Dans ce contexte, l’annonce, par le gouvernement, de son projet de réduire les frais administratifs des entreprises, devrait réjouir ces dernières. Mais pour de nombreux analystes, cette mesure n’est pas à la hauteur des enjeux à venir, à savoir une conjoncture économique plus serrée. Certes, avec un taux de croissance d’environ 3,6 % prévu pour 2009, la République tchèque fait figure de bon élève dans l’UE mais le ralentissement est bien là. Pour comprendre la frilosité du gouvernement tchèque face à tout plan de relance, il faut, pour Jaroslav Hubata-Vacek, remonter à l’après Révolution de Velours.
« Si le gouvernement n’annonce pas de mesures telles que l’on voit en Europe ou aux Etats-Unis, c’est que la situation n’est pas encore aussi difficile, mais aussi parce qu’on ne veut pas créer d’engrenage de l’aide. Tous les Tchèques de souviennent de la transition dans les années 90, quand les banques tchèques ont été confrontées à des problèmes sérieux et se sont retrouvées avec des créances irrécouvrables. Finalement, c’est le contribuable tchèque qui a dû payer la facture. Le gouvernement ne veut pas annoncer de subvention pour tel ou tel secteur car cela créérait un précédent et d’autres s’en inspireraient pout demander des aides ».
Face à la crise, les Tchèques seraient-ils demandeurs de social ? Des sondages récents ont montré que l’ODS perdait des partisans au sein des personnes à revenu moyen, qui forment le socle traditionnel de son électorat.

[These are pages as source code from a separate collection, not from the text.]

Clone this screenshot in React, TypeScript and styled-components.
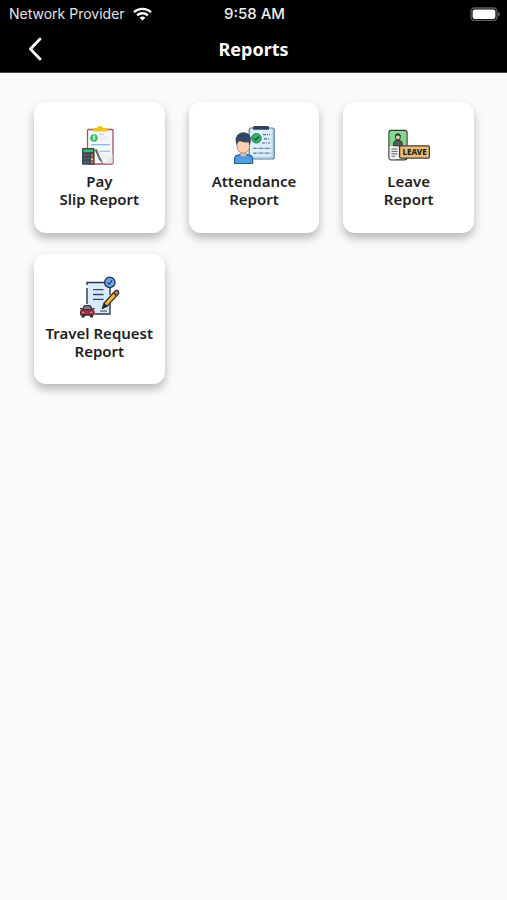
import React from "react";
import styled, { createGlobalStyle } from "styled-components";

const GlobalStyle = createGlobalStyle`
  *, *::before, *::after { box-sizing: border-box; }
  body {
    margin: 0;
    background: #fafafa;
    color: #222;
    font-family: "Noto Sans", "Open Sans", sans-serif;
  }
`;

const Header = styled.header`
  padding-bottom: 1px;
  background: #000;
  color: #fff;
  border-bottom: 1px solid #444;
`;

const StatusBar = styled.div`
  display: grid;
  grid-template-columns: 1fr auto 1fr;
  align-items: center;
  height: 27px;
  padding: 0 7px 0 9px;
  font-family: Inter, sans-serif;
  font-size: 14px;
  line-height: 18px;
`;

const Carrier = styled.div`
  display: flex;
  align-items: center;
  gap: 8px;
  color: #e4e4e4;
  white-space: nowrap;
`;

const Clock = styled.time`
  font-size: 15px;
  font-weight: 500;
  color: #f0f0f0;
`;

const Battery = styled.svg`
  display: block;
  justify-self: end;
`;

const NavBar = styled.nav`
  display: grid;
  grid-template-columns: 48px 1fr 48px;
  align-items: center;
  height: 44px;
  padding: 0 11px;
`;

const BackButton = styled.button`
  display: grid;
  place-items: center;
  width: 48px;
  height: 44px;
  padding: 0;
  border: 0;
  background: none;
  color: #fff;
  cursor: pointer;
`;

const Title = styled.h1`
  margin: 0;
  font-size: 18px;
  line-height: 24px;
  font-weight: 700;
  text-align: center;
`;

const ReportGrid = styled.main`
  display: grid;
  grid-template-columns: repeat(3, 1fr);
  gap: 21px 24px;
  padding: 29px 33px 29px 34px;
`;

const ReportCard = styled.button`
  display: flex;
  flex-direction: column;
  align-items: center;
  gap: 6px;
  aspect-ratio: 1;
  padding: 20px 4px 0;
  border: 0;
  border-radius: 12px;
  background: #fff;
  color: #222;
  box-shadow: 0 5px 10px rgba(0, 0, 0, 0.27);
  font: inherit;
  cursor: pointer;
`;

const CardLabel = styled.span`
  font-size: 15px;
  line-height: 18px;
  font-weight: 600;
  text-align: center;
  white-space: nowrap;
`;

const CardIcon = styled.svg.attrs({
  width: 44,
  height: 44,
  viewBox: "0 0 44 44",
  fill: "none",
  "aria-hidden": true,
})`
  display: block;
  flex: none;
  overflow: visible;
`;

const SignText = styled.text`
  font-family: "Noto Sans", sans-serif;
  font-size: 8px;
  font-weight: 800;
  text-anchor: middle;
`;

const PaySlipIcon = () => (
  <CardIcon>
    <rect x="10.5" y="7.5" width="25.5" height="34.5" rx="1" fill="#f4f6f8" stroke="#a85560" strokeWidth="1.3" />
    <path d="M28 41.5 35.5 32v9.5Z" fill="#e4e8ec" />
    <path d="M16 9.5V7.2q0-1.2 1.4-1.2H20l1.4-2h3.4l1.4 2h3q1.4 0 1.4 1.2v2.3Z" fill="#f2c51f" />
    <circle cx="17" cy="16" r="3.8" fill="#35bd6b" />
    <path d="M18.2 14.3q-2.5-.6-2.3.5t2.1 1.1q.8 1.8-2.2 1.4M17 13.4v5" stroke="#e9fff0" strokeWidth=".7" />
    <path d="M22 12.3h5" stroke="#a9cdec" />
    <path d="M14 22.6h19M22 29.3h11" stroke="#7dbce9" strokeWidth="1.1" />
    <path d="M22 15.8h9M22 18h7M24 33h8M26 36h6" stroke="#e1e5e9" strokeWidth=".8" />
    <rect x="5" y="26" width="12.6" height="16.8" rx=".8" fill="#3f4855" />
    <rect x="6.6" y="27.5" width="9.4" height="2.6" fill="#3cbf70" />
    <path d="M7 33h5.5M7 36.5h5.5M7 40h5.5" stroke="#606c7b" strokeWidth="1.6" strokeDasharray="2.2 1" />
    <path d="M15 32v3.3" stroke="#e94f55" strokeWidth="2" />
    <path d="M15 36v2.2" stroke="#f0bd34" strokeWidth="2" />
    <path d="M15 38.7v2.5" stroke="#ec7049" strokeWidth="2" />
    <path d="m18.8 27.5 4.5 10.3" stroke="#48535d" strokeWidth="2" />
    <path d="m19.8 29.3 3.6 8" stroke="#9da56f" strokeWidth=".8" />
    <path d="m22.3 37.8 2-.8 1.7 5Z" fill="#65616a" />
  </CardIcon>
);

const AttendanceIcon = () => (
  <CardIcon>
    <rect x="17.2" y="6" width="25" height="31" rx="2" fill="#dceefa" stroke="#577594" strokeWidth="1.2" />
    <path d="M40.3 7.5v27.8H20" stroke="#b9d5ec" strokeWidth="1.4" />
    <path d="M22.5 4h13.2q1.3 0 1.3 1.3v2.5H21V5.3Q21 4 22.5 4Z" fill="#31415f" />
    <path d="M31 12.7h7M32 16.8h6M30 21h8M21.5 26.3h17M21.5 31.2h17" stroke="#536a83" strokeWidth="1.2" strokeDasharray="3 1 1 1" />
    <circle cx="24.4" cy="16.3" r="4.8" fill="#36b464" stroke="#297a60" />
    <path d="m22 16.4 1.8 1.8 3.1-3.8" stroke="#173e39" strokeWidth="1.2" />
    <path d="M2.6 41.5v-4.2q0-3.9 4.2-4.4l2-.9h5.4l2 .9q4.4.5 4.4 4.4v4.2Z" fill="#4d9fe2" stroke="#315c91" strokeWidth="1.2" />
    <path d="M8.5 29h5.7v4q-2.8 3-5.7 0Z" fill="#eebc99" />
    <path d="M5 18h12.5v5.5q0 7-6.3 7.8Q5 30.5 5 23.5Z" fill="#fbd0ae" stroke="#a9796e" strokeWidth=".8" />
    <path d="M4.6 23.5q-3-9.7 3.2-12.3 2.4-1.4 5.4-.7 6.8 1.1 5.5 9.4l-1 3.6-1.3-3.2q-6.2.4-8.4-1.3-1.4.8-2.2 1.5Z" fill="#354766" />
  </CardIcon>
);

const LeaveIcon = () => (
  <CardIcon>
    <rect x="2" y="8.5" width="18" height="29.3" rx="2.3" fill="#fff" stroke="#2f3635" strokeWidth="1.3" />
    <path d="M2.8 24V10.7q0-1.4 1.4-1.4h13.6q1.4 0 1.4 1.4V24Z" fill="#83d78b" />
    <path d="M6.7 24v-2.8q0-2.4 3-2.7h2.4q3 .3 3 2.7V24Z" fill="#555c60" stroke="#252c2b" />
    <rect x="8.5" y="12.3" width="4.7" height="5.3" rx="1.8" fill="#d7cda6" stroke="#24302a" />
    <path d="M8.2 14.4v-1.2q0-1.7 2.7-1.7t2.7 1.7v1.2l-1.6-.8H9.7Z" fill="#25312b" />
    <path d="M2.7 24.4h9v9.3l-2.8 3.5H2.7Z" fill="#f0f1f1" />
    <path d="M4.5 27h6M4.5 29.4h6M4.5 31.8h6M4.5 34.2h3.7" stroke="#626768" />
    <rect x="12.6" y="23.8" width="29.8" height="12.3" rx="1.3" fill="#ecbc72" stroke="#443c32" strokeWidth="1.3" />
    <SignText x="27.5" y="32.8" fill="#211e1a">LEAVE</SignText>
  </CardIcon>
);

const TravelIcon = () => (
  <CardIcon>
    <path d="M10.2 33V8.6H33v31.2H15Z" fill="#d9eafb" />
    <path d="M10 14v16M10 11V8.5h18M33 14v7M33 29v11H18" stroke="#28384d" strokeWidth="1.4" />
    <path d="M16 15.7h10.5M16 20.5h10.5M16 25.3h10.5" stroke="#34485f" strokeWidth="1.3" />
    <path d="M23 37h7" stroke="#4d6274" strokeWidth="1.2" />
    <circle cx="32.8" cy="8.4" r="5.2" fill="#69a7ed" stroke="#293b59" strokeWidth="1.4" />
    <path d="m30.5 8.6 1.6 1.6 3-3.8" stroke="#203b68" strokeWidth="1.2" />
    <path d="m27 29.3 9.5-10.5 3.2 2.8-9.5 10.5-4.5 2Z" fill="#f4b53b" stroke="#382f2b" strokeWidth="1.3" />
    <path d="m36.5 18.8 1.8-1.9q1.8-1 3.1.6 1 1.5-.3 2.8l-1.4 1.4Z" fill="#d9825a" stroke="#382f2b" strokeWidth="1.3" />
    <path d="m27 29.3 3.1 2.8-4.8 2.5Z" fill="#302e30" stroke="#302e30" />
    <path d="M4.5 39v4.4h2.8l1-2.4h4l1 2.4H16V39Z" fill="#342a32" />
    <path d="M5.3 35.7 7 32.4q.4-.7 1.2-.7h4.2q.8 0 1.2.7l1.7 3.3Z" fill="#77818c" stroke="#33313b" strokeWidth="1.2" />
    <path d="M4.3 35.8h12q1.4 1.4.7 5.2H3.6q-.7-3.8.7-5.2Z" fill="#a92f40" stroke="#4c2632" />
    <path d="M3 34.7h2M15.6 34.7h2M8 40.8h4.5" stroke="#35272f" strokeWidth="1.3" />
    <path d="m5.2 38 2 .7M15.3 38l-2 .7" stroke="#e9a390" strokeWidth="1.2" />
  </CardIcon>
);

const reports = [
  { id: "pay", lines: ["Pay", "Slip Report"], Icon: PaySlipIcon },
  { id: "attendance", lines: ["Attendance", "Report"], Icon: AttendanceIcon },
  { id: "leave", lines: ["Leave", "Report"], Icon: LeaveIcon },
  { id: "travel", lines: ["Travel Request", "Report"], Icon: TravelIcon },
];

export default function App() {
  return (
    <>
      <GlobalStyle />
      <Header>
        <StatusBar>
          <Carrier>
            Network Provider
            <svg width="19" height="14" viewBox="0 0 19 14" role="img" aria-label="Wi-Fi">
              <g fill="none" stroke="#fff" strokeWidth="2.3">
                <path d="M1 5.2a12.3 12.3 0 0 1 17 0" />
                <path d="M4.1 8.4a7.8 7.8 0 0 1 10.8 0" />
              </g>
              <path d="M6.6 10.8a4.2 4.2 0 0 1 5.8 0L9.5 13.6Z" fill="#fff" />
            </svg>
          </Carrier>
          <Clock>9:58 AM</Clock>
          <Battery width="30" height="14" viewBox="0 0 30 14" role="img" aria-label="Battery full">
            <rect x="1" y="1" width="26" height="12.5" rx="3.5" fill="none" stroke="#5c5c5c" strokeWidth="1.3" />
            <rect x="2.6" y="2.6" width="22.8" height="9.3" rx="2" fill="#fff" />
            <path d="M28.2 5v4.5q1.5-.5 1.5-2.2T28.2 5Z" fill="#6c6c6c" />
          </Battery>
        </StatusBar>
        <NavBar>
          <BackButton type="button" aria-label="Back">
            <svg width="14" height="24" viewBox="0 0 14 24" fill="none" aria-hidden="true">
              <path d="M12 2 2.4 12 12 22" stroke="currentColor" strokeWidth="2.8" strokeLinecap="round" strokeLinejoin="round" />
            </svg>
          </BackButton>
          <Title>Reports</Title>
        </NavBar>
      </Header>
      <ReportGrid>
        {reports.map(({ id, lines, Icon }) => (
          <ReportCard key={id} type="button">
            <Icon />
            <CardLabel>
              {lines[0]}
              <br />
              {lines[1]}
            </CardLabel>
          </ReportCard>
        ))}
      </ReportGrid>
    </>
  );
}
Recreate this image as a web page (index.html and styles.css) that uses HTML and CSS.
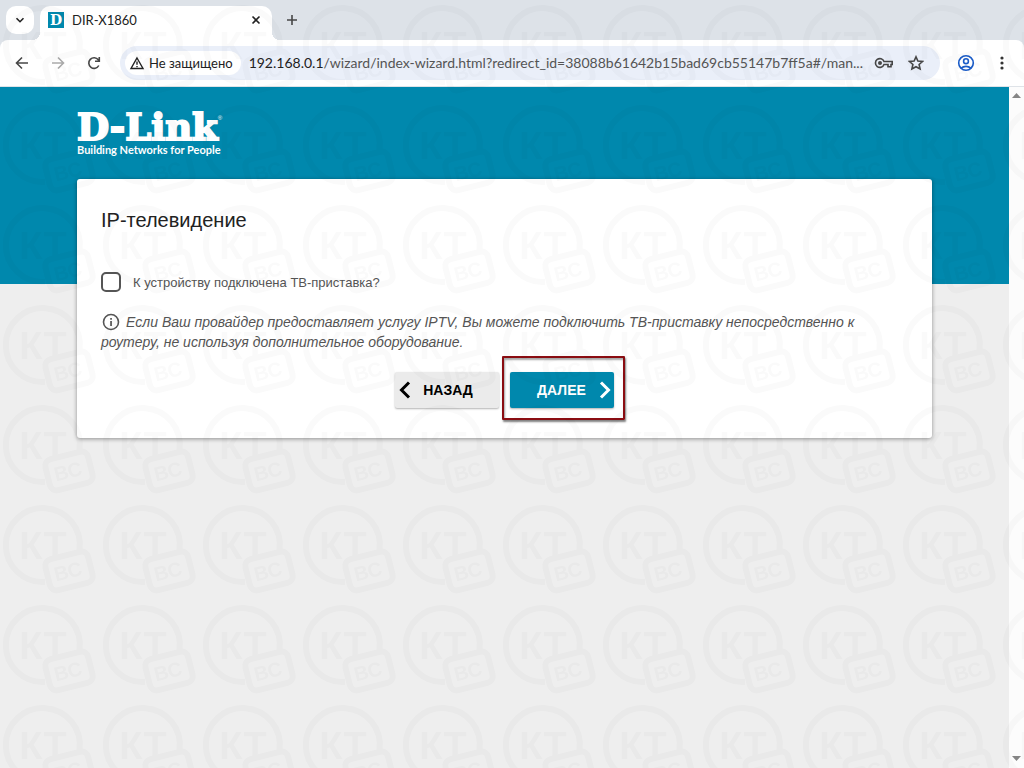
FILE: index.html
```html
<!DOCTYPE html>
<html lang="ru">
<head>
<meta charset="utf-8">
<meta name="viewport" content="width=device-width, initial-scale=1">
<title>DIR-X1860</title>
<link rel="stylesheet" href="styles.css">
</head>
<body>
<div class="window">
  <header class="tabstrip">
    <button class="tab-search" aria-label="Поиск вкладок">
      <svg width="12" height="12" viewBox="0 0 12 12"><path d="M2.500 4.200 6 7.700l3.500-3.500" class="line dark"/></svg>
    </button>
    <div class="tab">
      <svg class="favicon" width="16" height="16" viewBox="0 0 16 16"><rect width="16" height="16" fill="#0088ad"/><text x="2" y="13" class="favicon-letter">D</text></svg>
      <span class="tab-title">DIR-X1860</span>
      <button class="icon-button tab-close" aria-label="Закрыть вкладку">
        <svg width="10" height="10" viewBox="0 0 10 10"><path d="M1.500 1.500l7 7M8.500 1.500l-7 7" class="line dark"/></svg>
      </button>
    </div>
    <button class="icon-button tab-new" aria-label="Новая вкладка">
      <svg width="12" height="12" viewBox="0 0 12 12"><path d="M6 1v10M1 6h10" class="line"/></svg>
    </button>
  </header>

  <nav class="toolbar">
    <div class="nav-buttons">
      <button class="icon-button" aria-label="Назад"><svg width="16" height="16" viewBox="0 0 16 16"><path d="M14 8H3M8 2.500 2.500 8 8 13.500" class="line"/></svg></button>
      <button class="icon-button" aria-label="Вперёд" disabled><svg width="16" height="16" viewBox="0 0 16 16"><path d="M2 8h11M8 2.500 13.500 8 8 13.500" class="line faded"/></svg></button>
      <button class="icon-button" aria-label="Обновить"><svg width="16" height="16" viewBox="0 0 16 16"><path d="M12.800 10.500A5.300 5.300 0 1 1 12.300 4.800L13 5.700M13.300 2v4.300H9" class="line"/></svg></button>
    </div>
    <div class="omnibox">
      <button class="security">
        <svg width="16" height="14" viewBox="0 0 16 14"><path d="M8 2 14 12.500H2Z" class="line dark thin"/><path d="M8 5.500v3.300M8 10v1.300" class="line dark thin"/></svg>
        Не защищено
      </button>
      <a class="url" href="#"><span class="host">192.168.0.1</span>/wizard/index-wizard.html?redirect_id=38088b61642b15bad69cb55147b7ff5a#/man...</a>
      <button class="icon-button" aria-label="Пароли"><svg width="20" height="14" viewBox="0 0 20 14"><path d="M10 5.500H18.200V8.500H17V10.700H14V8.500H10A4.400 4.400 0 1 1 10 5.500Z" class="line"/><circle cx="6" cy="7" r="2" fill="#474747"/></svg></button>
      <button class="icon-button" aria-label="Добавить в закладки"><svg width="16" height="16" viewBox="0 0 16 16"><path d="M8 1.800 9.900 6l4.600.500-3.400 3 1 4.500L8 11.700 3.900 14l1-4.500-3.400-3L6.100 6Z" class="line"/></svg></button>
    </div>
    <button class="icon-button profile" aria-label="Профиль"><svg width="18" height="18" viewBox="0 0 18 18"><circle cx="9" cy="9" r="7.300" class="line blue"/><circle cx="9" cy="7.200" r="2.400" class="line blue"/><path d="M4.200 14.200c2.500-2.400 7.100-2.400 9.600 0" class="line blue"/></svg></button>
    <button class="icon-button" aria-label="Меню"><svg width="6" height="16" viewBox="0 0 6 16" fill="#333"><circle cx="3" cy="3" r="1.600"/><circle cx="3" cy="8" r="1.600"/><circle cx="3" cy="13" r="1.600"/></svg></button>
  </nav>

  <div class="viewport">
    <main class="page">
      <a class="brand" href="#">
        <span class="brand-name">D-Link<sup class="brand-mark">®</sup></span>
        <span class="brand-slogan">Building Networks for People</span>
      </a>
      <section class="card">
        <h1 class="card-title">IP-телевидение</h1>
        <label class="option" for="stb"><input class="checkbox" type="checkbox" id="stb">К устройству подключена ТВ-приставка?</label>
        <p class="hint"><svg class="hint-icon" width="20" height="20" viewBox="0 0 20 20"><circle cx="10" cy="10" r="7.500" fill="none" stroke="#555" stroke-width="1.600"/><path d="M9.200 9h1.700v5H9.200zM9.200 6h1.700v1.700H9.200z" fill="#555"/></svg>Если Ваш провайдер предоставляет услугу IPTV, Вы можете подключить ТВ-приставку непосредственно к роутеру, не используя дополнительное оборудование.</p>
        <div class="actions">
          <button class="button back"><svg width="12" height="18" viewBox="0 0 12 18"><path d="M10 1.500 2.500 9l7.500 7.500" class="chevron"/></svg><span class="button-text">НАЗАД</span></button>
          <div class="highlighted">
            <button class="button next"><span class="button-text">ДАЛЕЕ</span><svg width="12" height="18" viewBox="0 0 12 18"><path d="M2 1.500 9.500 9 2 16.500" class="chevron"/></svg></button>
          </div>
        </div>
      </section>
    </main>
    <div class="scrollbar">
      <svg width="9" height="5" viewBox="0 0 9 5"><path d="M0 5 4.500 0 9 5Z" fill="#858585"/></svg>
      <svg width="9" height="5" viewBox="0 0 9 5"><path d="M0 0h9L4.500 5Z" fill="#858585"/></svg>
    </div>
  </div>
</div>

<svg class="watermark" aria-hidden="true">
  <defs>
    <pattern id="stamp" width="100" height="100" patternUnits="userSpaceOnUse">
      <path d="M45 82A37 37 0 1 1 79.500 50" class="stamp-line"/>
      <g transform="rotate(-14 69 71)">
        <rect x="47" y="55" width="44" height="32" rx="7" class="stamp-line"/>
        <text x="68" y="78" class="stamp-small">ВС</text>
      </g>
      <clipPath id="stamp-clip"><path d="M0 0H100V49L80 49 44 58V100H0Z"/></clipPath>
      <text x="43" y="59" class="stamp-big" clip-path="url(#stamp-clip)">КТ</text>
    </pattern>
  </defs>
  <rect width="100%" height="100%" fill="url(#stamp)"/>
</svg>
</body>
</html>
```
FILE: styles.css
```css
* { box-sizing: border-box; }

body {
  margin: 0;
  font-family: "Liberation Sans", Arial, sans-serif;
  color: #222;
}

button {
  border: 0;
  padding: 0;
  background: none;
  font: inherit;
  color: inherit;
}

a { color: inherit; text-decoration: none; }
svg { flex: none; }

.window {
  display: flex;
  flex-direction: column;
  height: 100vh;
  background: #dde2e8;
}

.line { fill: none; stroke: #474747; stroke-width: 1.6; }
.line.dark { stroke: #222; }
.line.thin { stroke-width: 1.4; }
.line.faded { stroke: #aaa; }
.line.blue { stroke: #1a5cc8; }

.icon-button {
  display: grid;
  place-items: center;
  flex: none;
}

.tabstrip {
  display: flex;
  align-items: flex-end;
  gap: 6px;
  height: 40px;
  padding: 0 6px;
  font: 13px/20px Lato, sans-serif;
}

.tab-search {
  display: grid;
  place-items: center;
  width: 28px;
  height: 28px;
  margin-bottom: 6px;
  border-radius: 10px;
  background: #fff;
}

.tab {
  position: relative;
  display: flex;
  align-items: center;
  gap: 8px;
  width: 232px;
  height: 34px;
  padding: 0 8px 6px;
  border-radius: 10px 10px 0 0;
  background: #fff;
}

.tab::before,
.tab::after {
  content: "";
  position: absolute;
  bottom: 0;
  width: 8px;
  height: 8px;
}

.tab::before {
  right: 100%;
  background: radial-gradient(circle at 0 0, transparent 8px, #fff 8px);
}

.tab::after {
  left: 100%;
  background: radial-gradient(circle at 100% 0, transparent 8px, #fff 8px);
}

.favicon-letter {
  font: bold 14px "DejaVu Serif", serif;
  fill: #fff;
}

.tab-title { flex: 1; }
.tab-close { width: 16px; height: 16px; }
.tab-new { width: 28px; height: 28px; margin-bottom: 6px; }

.toolbar {
  display: flex;
  align-items: center;
  gap: 8px;
  height: 47px;
  padding: 0 8px;
  border-bottom: 1px solid #dfe3e8;
  border-radius: 8px 8px 0 0;
  background: #fff;
  font: 14px/20px Lato, sans-serif;
}

.toolbar .icon-button { width: 28px; height: 28px; }
.nav-buttons { display: flex; gap: 8px; margin-right: 4px; }

.omnibox {
  display: flex;
  align-items: center;
  flex: 1;
  min-width: 0;
  gap: 4px;
  height: 34px;
  padding: 0 10px 0 5px;
  border-radius: 17px;
  background: #eaeff9;
}

.security {
  display: flex;
  align-items: center;
  gap: 4px;
  flex: none;
  height: 24px;
  padding: 0 8px 0 4px;
  border-radius: 12px;
  background: #fff;
  font-size: 13px;
}

.url {
  flex: 1;
  min-width: 0;
  overflow: hidden;
  margin-left: 4px;
  white-space: nowrap;
  text-overflow: ellipsis;
  color: #555;
}

.host { color: #222; }

.toolbar .profile { margin-left: 4px; }

.viewport {
  display: flex;
  flex: 1;
  min-height: 0;
}

.page {
  flex: 1;
  padding: 22px 77px;
  overflow: hidden;
  background: linear-gradient(#0088ad 197px, #eee 197px);
}

.brand {
  display: flex;
  flex-direction: column;
  width: fit-content;
  color: #fff;
}

.brand-name {
  font: bold 37px/36px "DejaVu Serif", serif;
  -webkit-text-stroke: 2px #fff;
}

.brand-mark {
  font: 6px/6px "Liberation Sans", sans-serif;
  vertical-align: 20px;
  -webkit-text-stroke: 0;
}

.brand-slogan { font: bold 11px/10px Lato, sans-serif; }

.card {
  margin-top: 24px;
  padding: 28px 24px 30px;
  border-radius: 3px;
  background: #fff;
  box-shadow: 0 1px 4px rgba(0, 0, 0, 0.4);
}

.card-title {
  margin: 0 0 38px;
  font-size: 20px;
  font-weight: normal;
  line-height: 26px;
}

.option {
  display: flex;
  align-items: center;
  gap: 12px;
  height: 22px;
  font-size: 13px;
  color: #555;
}

.checkbox {
  appearance: none;
  width: 20px;
  height: 20px;
  margin: 0;
  border: 2px solid #555;
  border-radius: 5px;
}

.hint {
  margin: 19px 0 20px;
  font-size: 14px;
  font-style: italic;
  line-height: 20px;
  color: #555;
}

.hint-icon { margin-right: 5px; vertical-align: top; }

.actions {
  display: flex;
  justify-content: center;
  gap: 11px;
}

.button {
  display: flex;
  align-items: center;
  width: 104px;
  height: 36px;
  padding: 0 4px;
  border-radius: 2px;
  font-size: 14px;
  font-weight: bold;
  box-shadow: 0 1px 2px rgba(0, 0, 0, 0.3);
}

.button-text { flex: 1; text-align: center; }
.back { background: #ebebeb; color: #000; }
.back .button-text { padding-right: 10px; }
.next { padding-right: 3px; background: #0088ad; color: #fff; }
.next .button-text { padding-left: 10px; }

.chevron {
  fill: none;
  stroke: currentColor;
  stroke-width: 3;
}

.highlighted { position: relative; }

.highlighted::after {
  content: "";
  position: absolute;
  inset: -16px -11px -12px -8px;
  border: 2px solid #8b0d12;
  border-radius: 1px;
  box-shadow: 1px 2px 2px rgba(0, 0, 0, 0.5), inset 1px 2px 2px rgba(0, 0, 0, 0.35);
  pointer-events: none;
}

.scrollbar {
  display: flex;
  flex-direction: column;
  align-items: center;
  justify-content: space-between;
  width: 15px;
  padding: 6px 0 7px;
  background: #fcfcfc;
}

.watermark {
  position: fixed;
  inset: 0;
  width: 100%;
  height: 100%;
  opacity: 0.02;
  pointer-events: none;
}

.stamp-line {
  fill: none;
  stroke: #000;
  stroke-width: 6;
}

.stamp-big {
  font: bold 38px "Liberation Sans", sans-serif;
  text-anchor: middle;
}

.stamp-small {
  font: bold 20px "Liberation Sans", sans-serif;
  text-anchor: middle;
}
```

Une défaveur qui expliquerait les défaites du parti gouvernemental aux élections régionales et sénatoriales. Les professions les plus concernées par ce revirement sont les professeurs et les personnels de soin. La population reviendrait-elle lentement du rêve consumériste et du crédo ultra-libéral ? Jaroslav Hubata-Vacek :
« La société ne se réveille pas vraiment mais on ressent, parfois et de plus en plus, des réactions de la population ou des journalistes qui désapprouvent les positions de Klaus, qui sont marginales et radicales. La transition a été relativement dure, les gens se sont adaptés et il est vrai que comparé à d’autres pays de l’UE, les Tchèques ne sont pas dans une vision économique d’assistanat » .
Et c’est sans doute ce qui permet au Premier ministre, Mirek Topolanek, d’argumenter très pragmatiquement l’augmentation des prix de l’énergie de 10 % : ce sont les marchés qui définissement les prix et on n’y peut donc rien. Ce qu’il ne dit pas, c’est que les profits de la CEZ, la compagnie nationale d’électricité, reviennent à l’Etat sous forme de dividendes… Aujourd’hui, de Pavel Bém à Václav Klaus, l’utra-libéralisme à la Milton Friedman semble faire l’unanimité. Pour Jaroslav Hubata-Vacek, les divergences sont nombreuses au sein de l’ODS.« Je ne pense pas que les personnes que vous mentionnez fassent l’unanimité au sein de l’ODS. C’est un courant. Mirek Topolanek et une grande partie de son équipe gouvernementale représenteraient le deuxième courant s’il n’y en a pas d’autres. Vaclav Klaus constitue un héritage de plus en plus lourd à porter pour l’ODS, qui n’arrive pas à s’en émanciper ».
Et cet héritage apparaît d’autant plus gênant à la veille de la présidence tchèque de l’UE. Malgré la posture anti-européenne du président tchèque, les bénéfices de l’appartenance à l’Union Européenne sont clairement ressentis dans le pays.« Tout l’ODS n’est pas anti-européen. D’ailleurs, dans les régions tchèques, on ressent au quotidien les bienfaits de notre adhésion à l’UE. Et il ne s’agit pas seulement des fonds et des subventions, il y a aujourd’hui de nombreux liens au niveau régional entre la République tchèque et différents pays européens ».
Pour finir, nous avons voulu connaître l’opinion de Mr Jaroslav Hubata-Vacek sur les risques éventuels de délocalisation des entreprises étrangères basées en République tchèque, pourquoi pas dans les derniers venus dans l’UE, la Roumanie et la Bulgarie. L’heure est à la réduction des coûts et ces entreprises sont, par ailleurs, de grosses pourvoyeuses d’emploi dans le pays. L’enjeu est donc de taille:
« C’est vrai, nous sommes dans un pays où le niveau de vie augmente rapidement. Pour une sous-traitance basique ou des assemblages simples, la République tchèque devient effectivement un pays cher. Mais je ne m’attends pas, à court terme, à des délocalisations rapides. Les entreprises étrangères installées ici doivent d’abord amortir leurs investissements, mais la question se posera au moment où il faudra réinvestir sur le site. Les acteurs économiques réagiront alors sûrement de manière pragmatique. Du côté positif, on mettra dans la balance les avantages que représente, du point de vue logistique, la position géographique privilégiée de la République tchèque en Europe centrale ou la qualité de main d’oeuvre. Mais on regardera aussi les chiffres et les coûts salariaux. Aujourd’hui, certains décident déjà de partir, même s’ils restent des cas isolés. Il y aura néanmoins sans doute un certain flux de départ des investissements à l’est dans les années à venir ».